Explain why GDP may not accurately reflect the total economic activity of a country with a large informal sector. Provide two specific examples of informal economic activities that contribute to this limitation.

GDP does not accurately reflect total economic activity when a country has a large informal sector because it excludes unreported transactions. Many individuals and businesses operate outside formal regulations, meaning their contributions are not recorded in national income accounts. For example, street vendors selling food or goods without registering their businesses generate income but do not contribute to GDP. Similarly, domestic workers paid in cash without documentation provide valuable services, yet their earnings remain unaccounted for. The exclusion of these transactions leads to an underestimation of the country’s true economic output, affecting policy decisions and economic analysis.

Describe the underground economy and explain how its exclusion from GDP calculations can lead to inaccurate economic assessments. Use one specific example of an underground economic activity to support your response.

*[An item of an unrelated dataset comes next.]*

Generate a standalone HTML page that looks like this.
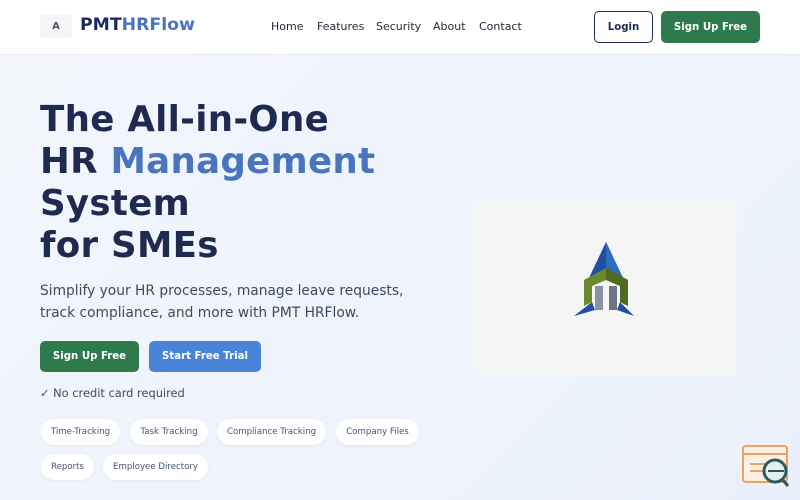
<!DOCTYPE html>
<html><head><meta charset="utf-8"><style>
*{margin:0;padding:0;box-sizing:border-box}
body{width:800px;height:500px;overflow:hidden;font-family:"DejaVu Sans","Liberation Sans",sans-serif;background:linear-gradient(135deg,#f3f6fb 0%,#eef3fc 60%,#eaf0fb 100%);position:relative}
.hdr{position:absolute;left:0;top:0;width:800px;height:55px;background:#fff;border-bottom:1px solid #e8ecf2}
.a{position:absolute;white-space:nowrap}
.nav{font-size:11px;color:#1f2937;top:20px}
h1{position:absolute;left:40px;top:99px;font-size:35.6px;line-height:42px;font-weight:bold;color:#1e2a4f;letter-spacing:0.3px}
h1 span{color:#4a74bd}
.btn{position:absolute;border-radius:5px;color:#fff;font-weight:bold;font-size:10.2px;display:flex;align-items:center;justify-content:center}
.tag{position:absolute;height:26px;border-radius:13px;background:#fff;font-size:8.6px;color:#475569;display:flex;align-items:center;justify-content:center;box-shadow:0 1px 3px rgba(0,0,0,.05)}
</style></head><body>
<div class="hdr">
 <div class="a" style="left:40px;top:15px;width:32px;height:23px;background:#f4f5f7;border-radius:3px;font-size:10px;color:#556;text-align:center;line-height:23px;font-weight:bold">A</div>
 <div class="a" style="left:80px;top:15px;font-size:17.3px;font-weight:bold;color:#1e2a5a">PMT<span style="color:#4a74bd">HRFlow</span></div>
 <div class="a nav" style="left:271px">Home</div>
 <div class="a nav" style="left:317px">Features</div>
 <div class="a nav" style="left:376px">Security</div>
 <div class="a nav" style="left:433px">About</div>
 <div class="a nav" style="left:479px">Contact</div>
 <div class="btn" style="left:594px;top:11px;width:59px;height:32px;border:1.5px solid #1e2a5a;color:#1e2a5a;background:#fff">Login</div>
 <div class="btn" style="left:661px;top:11px;width:99px;height:32px;background:#2e7a4d">Sign Up Free</div>
</div>
<h1>The All-in-One<br>HR <span>Management</span><br>System<br>for SMEs</h1>
<div class="a" style="left:40px;top:281px;font-size:13.8px;line-height:21.5px;color:#3f4a5e">Simplify your HR processes, manage leave requests,<br>track compliance, and more with PMT HRFlow.</div>
<div class="btn" style="left:40px;top:341px;width:99px;height:31px;background:#2e7a4d">Sign Up Free</div>
<div class="btn" style="left:149px;top:341px;width:112px;height:31px;background:#4a84d8">Start Free Trial</div>
<div class="a" style="left:40px;top:386px;font-size:11.4px;color:#3f4a5e">✓ No credit card required</div>
<div class="tag" style="left:41px;top:419px;width:79px">Time-Tracking</div>
<div class="tag" style="left:130px;top:419px;width:78px">Task Tracking</div>
<div class="tag" style="left:217px;top:419px;width:109px">Compliance Tracking</div>
<div class="tag" style="left:336px;top:419px;width:83px">Company Files</div>
<div class="tag" style="left:41px;top:454px;width:53px">Reports</div>
<div class="tag" style="left:103px;top:454px;width:105px">Employee Directory</div>
<div class="a" style="left:474px;top:200px;width:263px;height:175px;background:#f5f5f5;border-radius:4px"></div>
<svg class="a" style="left:570px;top:240px" width="70" height="80" viewBox="0 0 70 80">
 <polygon points="36,2 54,40 36,30 18,40" fill="#1f4fa0"/>
 <polygon points="36,2 54,40 36,30" fill="#2e6cc0"/>
 <polygon points="14,40 36,28 58,40 58,66 50,62 50,46 36,40 22,46 22,62 14,66" fill="#6b8a2e"/>
 <polygon points="36,28 58,40 58,66 50,62 50,46 36,40" fill="#4f6a1e"/>
 <rect x="25" y="46" width="8" height="24" fill="#8a93a0"/>
 <rect x="39" y="46" width="8" height="24" fill="#6d7682"/>
 <polygon points="4,76 22,62 25,70" fill="#1f4fa0"/>
 <polygon points="64,76 50,62 47,70" fill="#1f4fa0"/>
</svg>
<svg class="a" style="left:740px;top:444px" width="52" height="46" viewBox="0 0 52 46">
 <rect x="3" y="2" width="44" height="36" rx="3" fill="#fdf1e6" stroke="#f0a060" stroke-width="2"/>
 <line x1="3" y1="10" x2="47" y2="10" stroke="#f0a060" stroke-width="2"/>
 <line x1="10" y1="20" x2="30" y2="20" stroke="#f0a060" stroke-width="2"/>
 <line x1="10" y1="27" x2="28" y2="27" stroke="#f0a060" stroke-width="2"/>
 <circle cx="35" cy="27" r="11" fill="#e6eef0" stroke="#2e5a5e" stroke-width="3"/>
 <line x1="28" y1="27" x2="44" y2="27" stroke="#2e5a5e" stroke-width="2"/>
 <line x1="43" y1="36" x2="48" y2="42" stroke="#2e5a5e" stroke-width="3"/>
</svg>
</body></html>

The underground economy consists of illegal transactions and unreported activities designed to evade taxation and regulation. Because GDP only includes officially recorded economic activities, it excludes income from illicit markets, leading to an incomplete measure of national output. For example, drug trafficking generates significant revenue in many countries, but since these transactions are illegal, they are not included in GDP calculations. This omission can cause a nation’s economy to appear weaker than it actually is, potentially leading to misguided fiscal policies, inaccurate assessments of economic growth, and insufficient tax revenue collection for public services and infrastructure development.